**Required task:**
Retype the whole listing, please, keeping every line exact and dropping the pictures.

Start Extracted entries

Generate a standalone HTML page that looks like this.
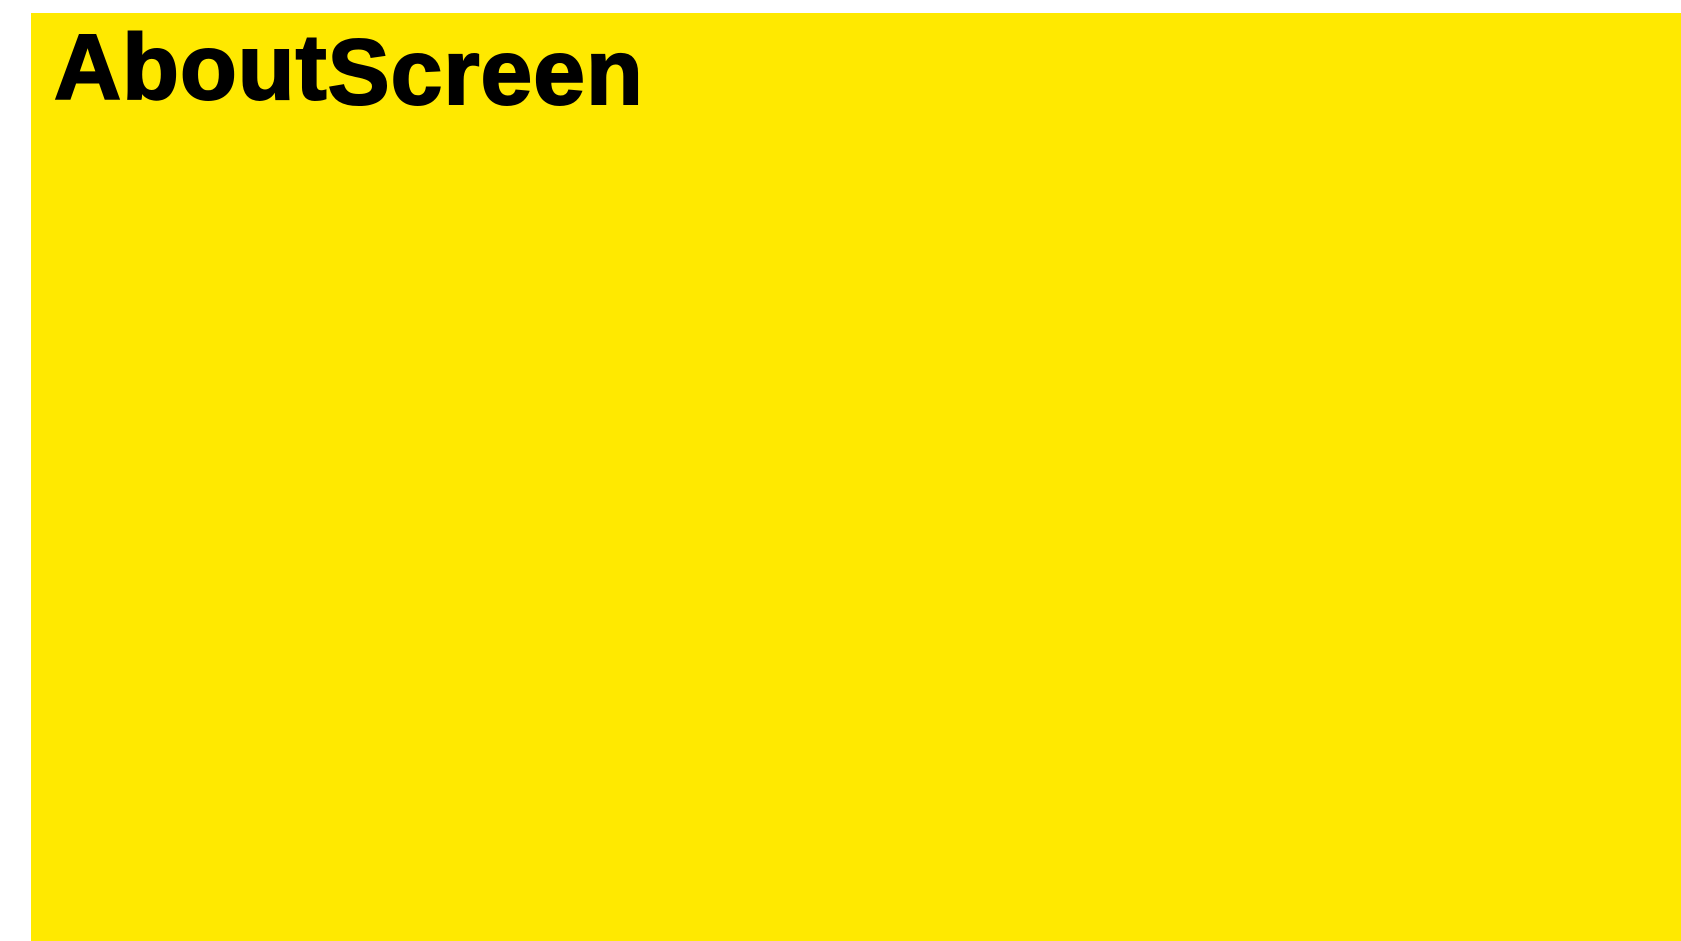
<!DOCTYPE html>
<html><head><meta charset="utf-8"><style>
html,body{margin:0;padding:0;background:#fff;width:1681px;height:941px;overflow:hidden}
.box{position:absolute;left:31px;top:13px;width:1650px;height:928px;background:#ffe900}
.t{position:absolute;left:54px;top:21px;font-family:"Liberation Sans",Arial,sans-serif;font-weight:bold;font-size:93px;line-height:1;color:#000;white-space:nowrap;-webkit-text-stroke:2px #000;letter-spacing:1px}
.t span{position:relative;top:5px}
</style></head><body>
<div class="box"></div>
<div class="t">About<span>Screen</span></div>
</body></html>
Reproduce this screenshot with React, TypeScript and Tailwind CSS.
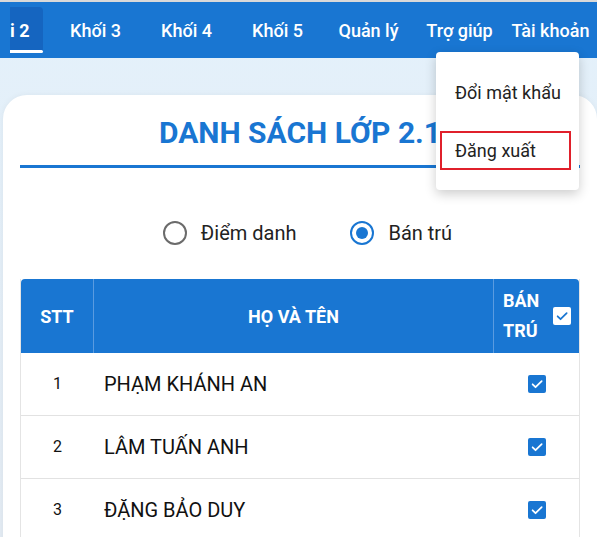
import React from "react";

const tabs = ["Khối 3", "Khối 4", "Khối 5", "Quản lý", "Trợ giúp", "Tài khoản"];

const students = [
  { stt: 1, name: "PHẠM KHÁNH AN" },
  { stt: 2, name: "LÂM TUẤN ANH" },
  { stt: 3, name: "ĐẶNG BẢO DUY" },
];

function Check(props: { light?: boolean }) {
  return (
    <span
      className={`flex h-[18px] w-[18px] items-center justify-center rounded-[2px] ${
        props.light ? "bg-white" : "bg-[#1976d2]"
      }`}
    >
      <svg width="14" height="14" viewBox="0 0 24 24" fill="none">
        <path
          d="M4.5 12.5l5 5L20 7"
          stroke={props.light ? "#1976d2" : "#ffffff"}
          strokeWidth="3"
          strokeLinecap="round"
          strokeLinejoin="round"
        />
      </svg>
    </span>
  );
}

function Radio(props: { checked?: boolean; label: string }) {
  return (
    <label className="flex items-center gap-[14px]">
      <span
        className={`flex h-[24px] w-[24px] items-center justify-center rounded-full border-2 ${
          props.checked ? "border-[#1976d2]" : "border-[#6b6b6b]"
        }`}
      >
        {props.checked && <span className="h-[12px] w-[12px] rounded-full bg-[#1976d2]" />}
      </span>
      <span className="text-[20px] text-[#222]">{props.label}</span>
    </label>
  );
}

export default function App() {
  return (
    <div
      className="relative h-[537px] w-[597px] overflow-hidden bg-gradient-to-b from-[#e4f1fb] to-[#e3ebf3]"
      style={{ fontFamily: "Roboto, 'Noto Sans', sans-serif" }}
    >
      <div className="border-t-2 border-[#d9d9d9]">
        <nav className="flex h-[56px] items-center overflow-hidden bg-[#1976d2] pl-[10px] text-[18px] font-medium text-white">
          <div className="relative flex h-[46px] w-[33px] shrink-0 items-center rounded-r-[4px] bg-[#1565c0] font-bold">
            <span>i 2</span>
            <span className="absolute bottom-0 left-0 h-[3px] w-full rounded-r-[3px] bg-white" />
          </div>
          <div className="ml-[7px] flex">
            {tabs.map((t) => (
              <span key={t} className="w-[91px] shrink-0 whitespace-nowrap text-center">
                {t}
              </span>
            ))}
          </div>
        </nav>
      </div>

      <main className="ml-[3px] mt-[37px] rounded-t-[24px] bg-white px-[17px] pt-[19px] shadow-[0_0_6px_rgba(0,0,0,0.05)]">
        <h1 className="text-center text-[30px] font-bold leading-[38px] text-[#1976d2]">
          DANH SÁCH LỚP 2.1
        </h1>
        <div className="mt-[13px] h-[3px] bg-[#1976d2]" />

        <div className="mt-[50px] flex justify-center gap-[54px] pl-[15px]">
          <Radio label="Điểm danh" />
          <Radio checked label="Bán trú" />
        </div>

        <div className="mt-[31px] border-x border-[#e4e4e4]">
          <div className="flex h-[74px] rounded-t-[4px] bg-[#1976d2] text-[18px] font-bold text-white">
            <div className="flex w-[73px] items-center justify-center border-r border-[#5a9be0]">STT</div>
            <div className="flex w-[400px] items-center justify-center border-r border-[#5a9be0]">
              HỌ VÀ TÊN
            </div>
            <div className="flex flex-1 items-center gap-[14px] pl-[9px]">
              <span className="leading-[30px]">
                BÁN
                <br />
                TRÚ
              </span>
              <Check light />
            </div>
          </div>
          {students.map((s) => (
            <div key={s.stt} className="flex h-[63px] items-center border-b border-[#e2e2e2] text-[#111]">
              <div className="w-[73px] text-center text-[16px]">{s.stt}</div>
              <div className="w-[400px] pl-[10px] text-[20px]">{s.name}</div>
              <div className="flex flex-1 justify-center">
                <Check />
              </div>
            </div>
          ))}
        </div>
      </main>

      <div className="absolute left-[436px] top-[52px] w-[143px] rounded-[4px] bg-white pb-[20px] pl-[4px] pr-[8px] pt-[21px] text-[18px] text-[#222] shadow-[0_4px_12px_rgba(0,0,0,0.2)]">
        <div className="flex h-[39px] items-center pl-[15px]">Đổi mật khẩu</div>
        <div className="mt-[19px] flex h-[39px] items-center border-2 border-[#e0202b] pl-[13px]">Đăng xuất</div>
      </div>
    </div>
  );
}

End Extracted entries

**Result:**
Generate a standalone HTML page that looks like this.
<!DOCTYPE html>
<html><head><meta charset="utf-8"><style>
html,body{margin:0;padding:0;background:#fff;width:1681px;height:941px;overflow:hidden}
.box{position:absolute;left:31px;top:13px;width:1650px;height:928px;background:#ffe900}
.t{position:absolute;left:54px;top:21px;font-family:"Liberation Sans",Arial,sans-serif;font-weight:bold;font-size:93px;line-height:1;color:#000;white-space:nowrap;-webkit-text-stroke:2px #000;letter-spacing:1px}
.t span{position:relative;top:5px}
</style></head><body>
<div class="box"></div>
<div class="t">About<span>Screen</span></div>
</body></html>
Reproduce this screenshot with React, TypeScript and Tailwind CSS.
import React from "react";

const tabs = ["Khối 3", "Khối 4", "Khối 5", "Quản lý", "Trợ giúp", "Tài khoản"];

const students = [
  { stt: 1, name: "PHẠM KHÁNH AN" },
  { stt: 2, name: "LÂM TUẤN ANH" },
  { stt: 3, name: "ĐẶNG BẢO DUY" },
];

function Check(props: { light?: boolean }) {
  return (
    <span
      className={`flex h-[18px] w-[18px] items-center justify-center rounded-[2px] ${
        props.light ? "bg-white" : "bg-[#1976d2]"
      }`}
    >
      <svg width="14" height="14" viewBox="0 0 24 24" fill="none">
        <path
          d="M4.5 12.5l5 5L20 7"
          stroke={props.light ? "#1976d2" : "#ffffff"}
          strokeWidth="3"
          strokeLinecap="round"
          strokeLinejoin="round"
        />
      </svg>
    </span>
  );
}

function Radio(props: { checked?: boolean; label: string }) {
  return (
    <label className="flex items-center gap-[14px]">
      <span
        className={`flex h-[24px] w-[24px] items-center justify-center rounded-full border-2 ${
          props.checked ? "border-[#1976d2]" : "border-[#6b6b6b]"
        }`}
      >
        {props.checked && <span className="h-[12px] w-[12px] rounded-full bg-[#1976d2]" />}
      </span>
      <span className="text-[20px] text-[#222]">{props.label}</span>
    </label>
  );
}

export default function App() {
  return (
    <div
      className="relative h-[537px] w-[597px] overflow-hidden bg-gradient-to-b from-[#e4f1fb] to-[#e3ebf3]"
      style={{ fontFamily: "Roboto, 'Noto Sans', sans-serif" }}
    >
      <div className="border-t-2 border-[#d9d9d9]">
        <nav className="flex h-[56px] items-center overflow-hidden bg-[#1976d2] pl-[10px] text-[18px] font-medium text-white">
          <div className="relative flex h-[46px] w-[33px] shrink-0 items-center rounded-r-[4px] bg-[#1565c0] font-bold">
            <span>i 2</span>
            <span className="absolute bottom-0 left-0 h-[3px] w-full rounded-r-[3px] bg-white" />
          </div>
          <div className="ml-[7px] flex">
            {tabs.map((t) => (
              <span key={t} className="w-[91px] shrink-0 whitespace-nowrap text-center">
                {t}
              </span>
            ))}
          </div>
        </nav>
      </div>

      <main className="ml-[3px] mt-[37px] rounded-t-[24px] bg-white px-[17px] pt-[19px] shadow-[0_0_6px_rgba(0,0,0,0.05)]">
        <h1 className="text-center text-[30px] font-bold leading-[38px] text-[#1976d2]">
          DANH SÁCH LỚP 2.1
        </h1>
        <div className="mt-[13px] h-[3px] bg-[#1976d2]" />

        <div className="mt-[50px] flex justify-center gap-[54px] pl-[15px]">
          <Radio label="Điểm danh" />
          <Radio checked label="Bán trú" />
        </div>

        <div className="mt-[31px] border-x border-[#e4e4e4]">
          <div className="flex h-[74px] rounded-t-[4px] bg-[#1976d2] text-[18px] font-bold text-white">
            <div className="flex w-[73px] items-center justify-center border-r border-[#5a9be0]">STT</div>
            <div className="flex w-[400px] items-center justify-center border-r border-[#5a9be0]">
              HỌ VÀ TÊN
            </div>
            <div className="flex flex-1 items-center gap-[14px] pl-[9px]">
              <span className="leading-[30px]">
                BÁN
                <br />
                TRÚ
              </span>
              <Check light />
            </div>
          </div>
          {students.map((s) => (
            <div key={s.stt} className="flex h-[63px] items-center border-b border-[#e2e2e2] text-[#111]">
              <div className="w-[73px] text-center text-[16px]">{s.stt}</div>
              <div className="w-[400px] pl-[10px] text-[20px]">{s.name}</div>
              <div className="flex flex-1 justify-center">
                <Check />
              </div>
            </div>
          ))}
        </div>
      </main>

      <div className="absolute left-[436px] top-[52px] w-[143px] rounded-[4px] bg-white pb-[20px] pl-[4px] pr-[8px] pt-[21px] text-[18px] text-[#222] shadow-[0_4px_12px_rgba(0,0,0,0.2)]">
        <div className="flex h-[39px] items-center pl-[15px]">Đổi mật khẩu</div>
        <div className="mt-[19px] flex h-[39px] items-center border-2 border-[#e0202b] pl-[13px]">Đăng xuất</div>
      </div>
    </div>
  );
}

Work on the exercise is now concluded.